As an example, below is a quick guide on how to configure a TFTP server for Arch Linux. Firstly, if not equipped already, get an implementation of a TFTP server, for example:
pacman -S tftp-hpa
The TFTP server is configured via a /etc/conf.d/tftpd
file.
Here’s a suggested configuration for the DDR5 Tester Linux boot process:
TFTP_USERNAME="tftp"
TFTPD_OPTIONS="--secure"
TFTP_DIRECTORY="/srv/tftp"
TFTP_ADDRESS="192.168.100.100:69"
TFTP_ADDRESS
is specified with the --remote-ip-address
option whilst building the target and the port is the default one for the TFTP server.
The TFTP_DIRECTORY
is the TFTP’s root directory.
To start the TFTP service, run:
systemctl start tftpd
To check whether the TFTP sever is set up properly, run:
cd /srv/tftp/ && echo "TEST TFTP SERVER" > test
cd ~/ && tftp 192.168.100.100 -c get test
The test
file should appear in the home directory with “TEST TFTP SERVER” as its content.

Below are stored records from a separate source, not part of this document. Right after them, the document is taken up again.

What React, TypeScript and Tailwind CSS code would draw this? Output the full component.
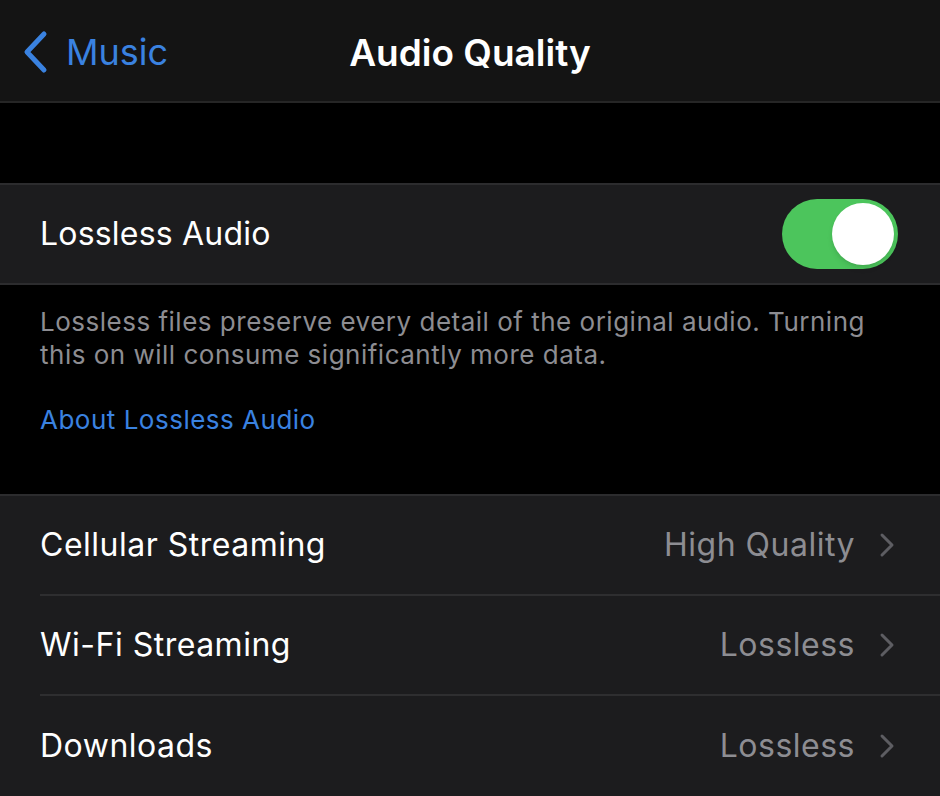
type Row = { label: string; value: string };

const rows: Row[] = [
  { label: "Cellular Streaming", value: "High Quality" },
  { label: "Wi-Fi Streaming", value: "Lossless" },
  { label: "Downloads", value: "Lossless" },
];

function BackChevron() {
  return (
    <svg width="28" height="44" viewBox="0 0 28 44" fill="none" className="shrink-0">
      <path
        d="M22 4 L5 22 L22 40"
        stroke="#3a82e0"
        strokeWidth="5"
        strokeLinecap="round"
        strokeLinejoin="round"
      />
    </svg>
  );
}

function RowChevron() {
  return (
    <svg width="16" height="26" viewBox="0 0 16 26" fill="none" className="shrink-0">
      <path
        d="M3 3 L13 13 L3 23"
        stroke="#5d5d62"
        strokeWidth="3"
        strokeLinecap="round"
        strokeLinejoin="round"
      />
    </svg>
  );
}

function Toggle() {
  return (
    <div className="flex h-[70px] w-[116px] items-center justify-end rounded-full bg-[#4cc55c] px-[4px]">
      <div className="h-[62px] w-[62px] rounded-full bg-white shadow-md" />
    </div>
  );
}

export default function App() {
  return (
    <div
      className="flex h-[796px] w-[940px] flex-col overflow-hidden bg-black text-white"
      style={{ fontFamily: "Inter, 'Noto Sans', sans-serif" }}
    >
      {/* nav bar */}
      <div className="relative flex h-[103px] shrink-0 items-center border-b-2 border-[#262626] bg-[#141414]">
        <div className="flex items-center gap-[16px] pl-[22px] pt-[2px]">
          <BackChevron />
          <span className="text-[36px] text-[#3a82e0]">Music</span>
        </div>
        <div className="pointer-events-none absolute inset-x-0 top-0 flex h-full items-center justify-center pt-[4px]">
          <span className="text-[37px] font-semibold">Audio Quality</span>
        </div>
      </div>

      {/* gap */}
      <div className="h-[80px] shrink-0" />

      {/* lossless row */}
      <div className="flex h-[102px] shrink-0 items-center justify-between border-y-2 border-[#2c2c2e] bg-[#1c1c1e] pl-[40px] pr-[42px]">
        <span className="text-[32px] tracking-[0.2px]">Lossless Audio</span>
        <Toggle />
      </div>

      {/* footer */}
      <div className="shrink-0 px-[40px] pt-[20px] pb-[58px] text-[26px] leading-[33px] tracking-[0.5px] text-[#8d8d92]">
        <p className="max-w-[850px]">
          Lossless files preserve every detail of the original audio. Turning this on will
          consume significantly more data.
        </p>
        <p className="mt-[32px] text-[#3a82e0]">About Lossless Audio</p>
      </div>

      {/* options */}
      <div className="flex flex-1 flex-col border-t-2 border-[#2c2c2e] bg-[#1c1c1e]">
        {rows.map((row, i) => (
          <div key={row.label} className="pl-[40px]">
            <div
              className={
                "flex h-[100px] items-center justify-between pr-[45px] " +
                (i < rows.length - 1 ? "border-b-2 border-[#2e2e30]" : "")
              }
            >
              <span className="text-[32px] tracking-[0.5px]">{row.label}</span>
              <div className="flex items-center gap-[24px] text-[32px] tracking-[0.5px] text-[#8d8d92]">
                <span>{row.value}</span>
                <RowChevron />
              </div>
            </div>
          </div>
        ))}
      </div>
    </div>
  );
}
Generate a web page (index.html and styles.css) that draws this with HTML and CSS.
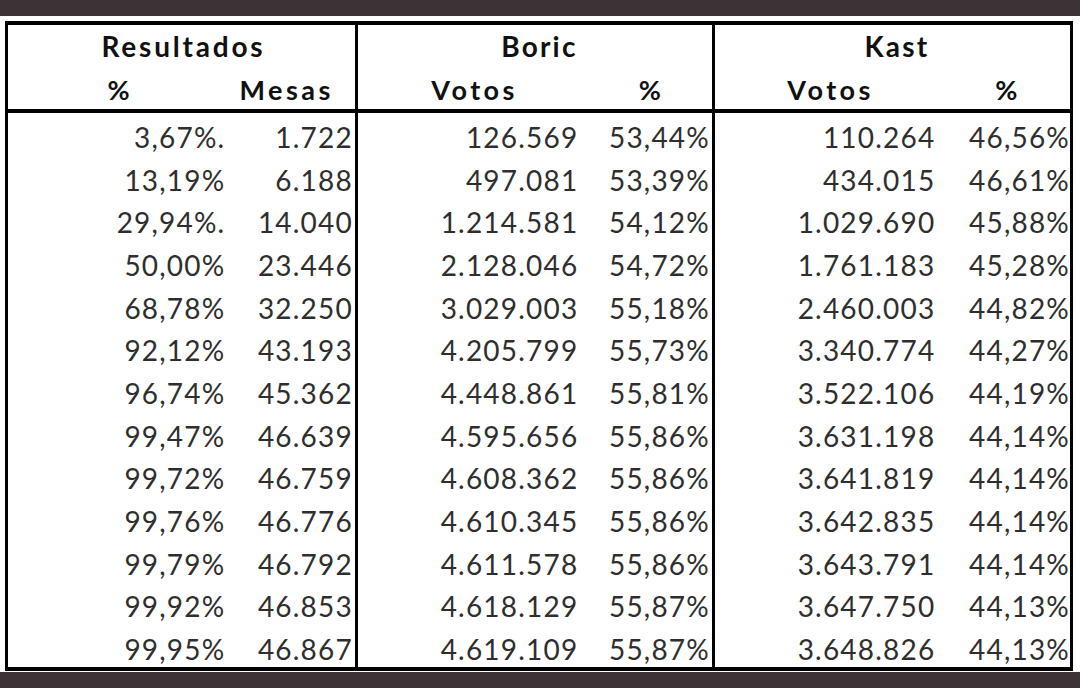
FILE: index.html
```html
<!DOCTYPE html>
<html lang="es">
<head>
<meta charset="utf-8">
<title>Resultados</title>
<link rel="stylesheet" href="styles.css">
</head>
<body>
<div class="bar top"></div>
<div class="sheet">
<table class="results">
<colgroup>
<col class="c1"><col class="c2"><col class="c3"><col class="c4"><col class="c5"><col class="c6">
</colgroup>
<thead>
<tr class="h1"><th colspan="2" class="grp res">Resultados</th><th colspan="2" class="grp cand">Boric</th><th colspan="2" class="grp cand">Kast</th></tr>
<tr class="h2"><th>%</th><th class="end mesas">Mesas</th><th class="sh">Votos</th><th class="end sh">%</th><th class="sh">Votos</th><th class="end sh">%</th></tr>
</thead>
<tbody>
<tr><td>3,67%.</td><td class="end">1.722</td><td>126.569</td><td class="end">53,44%</td><td class="k">110.264</td><td class="end last">46,56%</td></tr>
<tr><td>13,19%</td><td class="end">6.188</td><td>497.081</td><td class="end">53,39%</td><td class="k">434.015</td><td class="end last">46,61%</td></tr>
<tr><td>29,94%.</td><td class="end">14.040</td><td>1.214.581</td><td class="end">54,12%</td><td class="k">1.029.690</td><td class="end last">45,88%</td></tr>
<tr><td>50,00%</td><td class="end">23.446</td><td>2.128.046</td><td class="end">54,72%</td><td class="k">1.761.183</td><td class="end last">45,28%</td></tr>
<tr><td>68,78%</td><td class="end">32.250</td><td>3.029.003</td><td class="end">55,18%</td><td class="k">2.460.003</td><td class="end last">44,82%</td></tr>
<tr><td>92,12%</td><td class="end">43.193</td><td>4.205.799</td><td class="end">55,73%</td><td class="k">3.340.774</td><td class="end last">44,27%</td></tr>
<tr><td>96,74%</td><td class="end">45.362</td><td>4.448.861</td><td class="end">55,81%</td><td class="k">3.522.106</td><td class="end last">44,19%</td></tr>
<tr><td>99,47%</td><td class="end">46.639</td><td>4.595.656</td><td class="end">55,86%</td><td class="k">3.631.198</td><td class="end last">44,14%</td></tr>
<tr><td>99,72%</td><td class="end">46.759</td><td>4.608.362</td><td class="end">55,86%</td><td class="k">3.641.819</td><td class="end last">44,14%</td></tr>
<tr><td>99,76%</td><td class="end">46.776</td><td>4.610.345</td><td class="end">55,86%</td><td class="k">3.642.835</td><td class="end last">44,14%</td></tr>
<tr><td>99,79%</td><td class="end">46.792</td><td>4.611.578</td><td class="end">55,86%</td><td class="k">3.643.791</td><td class="end last">44,14%</td></tr>
<tr><td>99,92%</td><td class="end">46.853</td><td>4.618.129</td><td class="end">55,87%</td><td class="k">3.647.750</td><td class="end last">44,13%</td></tr>
<tr><td>99,95%</td><td class="end">46.867</td><td>4.619.109</td><td class="end">55,87%</td><td class="k">3.648.826</td><td class="end last">44,13%</td></tr>
</tbody>
</table>
</div>
<div class="bar bottom"></div>
</body>
</html>
```
FILE: styles.css
```css
html, body {
  margin: 0;
  padding: 0;
  background: #ffffff;
  width: 1080px;
  height: 688px;
  overflow: hidden;
}
body {
  font-family: Lato, "Liberation Sans", sans-serif;
}
.bar {
  background: #3b3335;
}
.bar.top {
  height: 16px;
  margin-bottom: 5px;
}
.bar.bottom {
  height: 20px;
  margin-top: 1px;
}
.sheet {
  padding-left: 5px;
}
.results {
  border-collapse: collapse;
  table-layout: fixed;
  width: 1068px;
  border-top: 4px solid #000;
  border-bottom: 4px solid #000;
  border-left: 3px solid #000;
  border-right: 3px solid #000;
}
.c1 { width: 224px; }
.c2 { width: 123px; }
.c3 { width: 227px; }
.c4 { width: 127px; }
.c5 { width: 225px; }
.c6 { width: 130px; }
.results th {
  font-weight: 700;
  color: #111;
  text-align: center;
  padding: 0;
  vertical-align: top;
  box-sizing: border-box;
}
.results .h1 th {
  height: 44px;
  font-size: 28px;
  line-height: 28px;
  letter-spacing: 2.2px;
  padding-top: 7px;
  border-left: 3px solid #000;
}
.results .h1 th.res {
  letter-spacing: 2.8px;
  padding-left: 4px;
}
.results .h1 th.cand {
  padding-left: 9px;
}
.results .h2 th {
  height: 44px;
  font-size: 27px;
  line-height: 27px;
  letter-spacing: 3.5px;
  padding-top: 9px;
  border-bottom: 4px solid #000;
}
.results .h2 th.mesas {
  padding-right: 14px;
}
.results .h2 th.sh {
  padding-left: 6px;
}
.results td {
  height: 42.68px;
  box-sizing: border-box;
  padding: 12px 7px 0 0;
  text-align: right;
  font-size: 28px;
  line-height: 28px;
  letter-spacing: 1.2px;
  color: #2e2e2e;
  vertical-align: top;
  white-space: nowrap;
}
.results tbody tr:first-child td {
  padding-top: 10px;
}
.results tbody tr:last-child td {
  height: 45.8px;
}
.results td.k {
  padding-right: 5px;
}
.results .end {
  border-right: 3px solid #000;
  padding-right: 2px;
}
.results td.last {
  padding-right: 0;
}
.results th.end {
  padding-right: 0;
}
```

Booting Linux on RDIMM DDR5 Tester Linux Target¶
You will need the following binaries:
Linux kernel Image
Compiled devicetree
Opensbi’s
fw_jump.bin
rootfs.cpio
All of these can be obtained with the use of provided firmware/ddr5_tester/buildroot
buildroot external configuration.
To build binaries with buildroot, run:
git clone --single-branch -b 2023.05.x https://github.com/buildroot/buildroot.git
pushd buildroot
make BR2_EXTERNAL="$(pwd)/../firmware/ddr5_tester/buildroot" ddr5_vexriscv_defconfig
Then, transfer the binaries to the TFTP root directory:
mv buildroot/output/images/* /srv/tftp/
mv /srv/tftp/fw_jump.bin /srv/tftp/opensbi.bin
The address map of the binaries alongside boot arguments can be contained within the boot.json
file, for example:
{
"/srv/tftp/Image": "0x40000000",
"/srv/tftp/rv32.dtb": "0x40ef0000",
"/srv/tftp/rootfs.cpio": "0x42000000",
"/srv/tftp/opensbi.bin": "0x40f00000",
"bootargs": {
"r1": "0x00000000",
"r2": "0x40ef0000",
"r3": "0x00000000",
"addr": "0x40f00000"
}
With Linux boot binaries in the TFTP’s root directory with boot.json
, netboot can be invoked from the BIOS console with:
netboot /srv/tftp/boot.json
Upon successful execution a similar log will be printed:
litex> netboot /srv/tftp/boot.json
Booting from network...
Local IP: 192.168.100.50
Remote IP: 192.168.100.100
Booting from /srv/tftp/boot.json (JSON)...
Copying /srv/tftp/Image to 0x40000000... (7395804 bytes)
Copying /srv/tftp/rv32.dtb to 0x40ef0000... (2463 bytes)
Copying /srv/tftp/rootfs.cpio to 0x42000000... (22128128 bytes)
Copying /srv/tftp/opensbi.bin to 0x40f00000... (1007056 bytes)
Executing booted program at 0x40f00000
--============= Liftoff! ===============--
Then, the OpenSBI and Linux boot log should follow:
OpenSBI v1.3-24-g84c6dc1
____ _____ ____ _____
/ __ \ / ____| _ \_ _|
| | | |_ __ ___ _ __ | (___ | |_) || |
| | | | '_ \ / _ \ '_ \ \___ \| _ < | |
| |__| | |_) | __/ | | |____) | |_) || |_
\____/| .__/ \___|_| |_|_____/|____/_____|
| |
|_|
Platform Name : LiteX / VexRiscv-SMP
Platform Features : medeleg
Platform HART Count : 8
Platform IPI Device : aclint-mswi
Platform Timer Device : aclint-mtimer @ 100000000Hz
Platform Console Device : litex_uart
(...)
[ 0.000000] Linux version 5.11.0 (riscv32-buildroot-linux-gnu-gcc.br_real (Buildroot 2023.05.2-154-g787a633711) 11.4.0, GNU ld (GNU Binutils) 2.38) #2 SMP Mon Sep 25 10:52:22 CEST 2023
[ 0.000000] earlycon: sbi0 at I/O port 0x0 (options '')
[ 0.000000] printk: bootconsole [sbi0] enabled
(...)
And then:
Welcome to Buildroot
buildroot login: root
_ _
| | (_)
| | _ _ __ _ ___ __
| | | | '_ \| | | \ \/ /
| |___| | | | | |_| |> <
\_____/_|_| |_|\__,_/_/\_\
_ _ _
(_) | | |
__ ___| |_| |__
\ \ /\ / / | __| '_ \
\ V V /| | |_| | | |
\_/\_/ |_|\__|_| |_|
__________________ _____
| _ \ _ \ ___ \ ___|
| | | | | | | |_/ /___ \
| | | | | | | / \ \
| |/ /| |/ /| |\ \/\__/ /
|___/ |___/ \_| \_\____/
32-bit RISC-V Linux running on DDR5 Tester.